Escrevi este texto em Fevereiro passado e não sei ao certo por que não o publiquei na altura. Talvez a clara transparência, passe o pleonasmo, me fizesse crer que o deveria mostrar a quem o soubesse ler como o escrevi. Mas sujeita a esta eterna espera de feedback, e porque nada melhor do que esta fase de transição académica da minha vida, ei-lo

Fala-se em aposta na educação, em reformas no ensino superior, em jovens que farão o futuro do país. Aos poucos vemos o esforço relutante de dar as mãos entre o ensino e a tecnologia, na esperança de nos aproximar das invejadas “médias europeias”. Quem sabe, as crianças de hoje não venham mesmo a lucrar com isso?

Mas nós, os estudantes do ensino superior de hoje, de uma transição ainda não palpável, sentimo-nos descurados desse apoio. Aliás, são as falhas de que nos queixamos que alertam os governos para a necessidade de dar importância à educação dos jovens. Há pouco tempo, na Universidade Nova de Lisboa, onde estudo Ciências da Comunicação, uma Professora minha, ainda nova, mostrou-se muito surpreendida quando lhe contámos, seus alunos que rondam os 20 anos, ter sentido uma grande angústia no tempo em que nos era imposto seguir uma determinada área profissional. “Mas vocês chegam ao ponto de deixar que o medo da situação do mercado de trabalho influencie a decisão sobre o que querem fazer da vida?”, perguntou-nos, incrédula. Confessou, garantindo que a sua geração era unânime, não ter essa consciência.

É a mais pura verdade. Desde o tempo em que nos ensinam a importância da evolução tecnológica, fazendo da Revolução Industrial o grande passo da nossa História, parecem esquecer-se simultaneamente que é preciso darem-nos o espaço, a oportunidade e as condições para que façamos, um dia, História também. E no entanto sinto, juntamente com a maioria dos meus colegas, um desamparo desmedido que nos faz sentir que a única solução para vingarmos na vida passa por um dinamismo consciente da ausência de apoios. Resta-nos fazer e procurar, lutando contra os obstáculos que parecem só agora constituir uma “questão a estudar no plano legislativo”. Talvez para daqui a alguns anos.

Enquanto isso, porque não podemos perder tempo a esperar, resta-nos seguir esse caminho de pedras, buracos e poeira. Um caminho em que nos constituímos cidadãos como autodidactas, por não termos sobre nós o princípio, o exemplo. Se tanto lutam para que tenhamos uma infância feliz, longe das atrocidades que sabemos atacar crianças por todo o Mundo, violadas, exploradas e famintas, a verdade é que crescemos com uma maturidade fragilizada que não permite, a muitos, enfrentar as dificuldades da crua realidade prática da vida.

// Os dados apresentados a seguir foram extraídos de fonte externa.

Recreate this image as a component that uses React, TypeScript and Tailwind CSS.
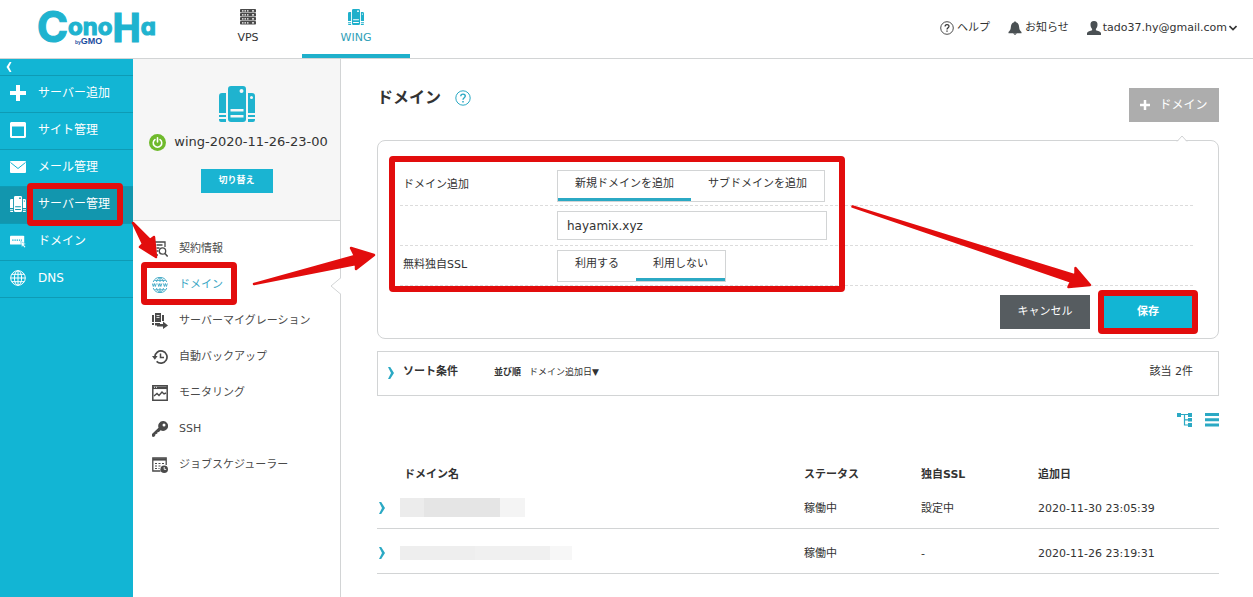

Quando julgamos sentir em nós a capacidade para “mudar o mundo”, depressa nos retiram esse alento, gritando-nos diariamente sobre as elevadas taxas de desemprego, acompanhadas da frase-desilusão “ainda tens muito que aprender nesta vida”.

Parece ser este o espírito perdedor de um povo de glórias passadas que viu o tempo correr e já não crê no retorno dos tempos áureos. E que culpa temos nós, jovens obrigados a estudar todas as datas que marcaram a magnificência portuguesa, que o caminho percorrido desde então por Portugal não tenha sido mais bonito, nós a quem pouparam a oportunidade de acreditar mais agora para viver melhor depois?

Desorientaram-nos porque se sentiram atraiçoados pela conjectura que os antecessores viveram. Fraquejaram com esta crise de identidade permanente, qual criança de um país de Terceiro Mundo que não pôde sentir a protecção à sua volta.

Hoje somos negativamente acusados de espírito revolucionário, de não nos esforçarmos, de deixarmos de estudar. Porquê? Porque sem um desenvolvimento motivador somos forçados a trazer esse dinheiro caro para casa, a trabalhar cedo para viver, e não a trabalhar para cultivar outros sonhos. Aos que tiveram um berço mais feliz mas apenas aos que sabem valorizá-lo, é possível pegar em alguns tostões e alargar horizontes, procurar oportunidades além-fronteiras, ir. São esses ou os que sonham com isso que, quando abordados na rua pelos repórteres sobre o que fariam com o prémio do Euromilhões, respondem, sem hesitação e com um sorriso ambiguamente melancólico e determinado, “ia embora daqui”. São esses que, com uma frustração cada vez mais unida, parecem só saber gritar “Portugal!” a todo pulmão quando o futebol os faz esquecer que, aqui, não têm espaço para muito.

Não nos culpem por nos revoltarmos e querermos ir embora de um País que não nos ajuda.

2 comentários:

Caramela disse...

Parabéns! Ninguém o poderia ter dito melhor...

Anónimo disse...

Tens muita razão...
É o país que temos, para o bem e para o mal!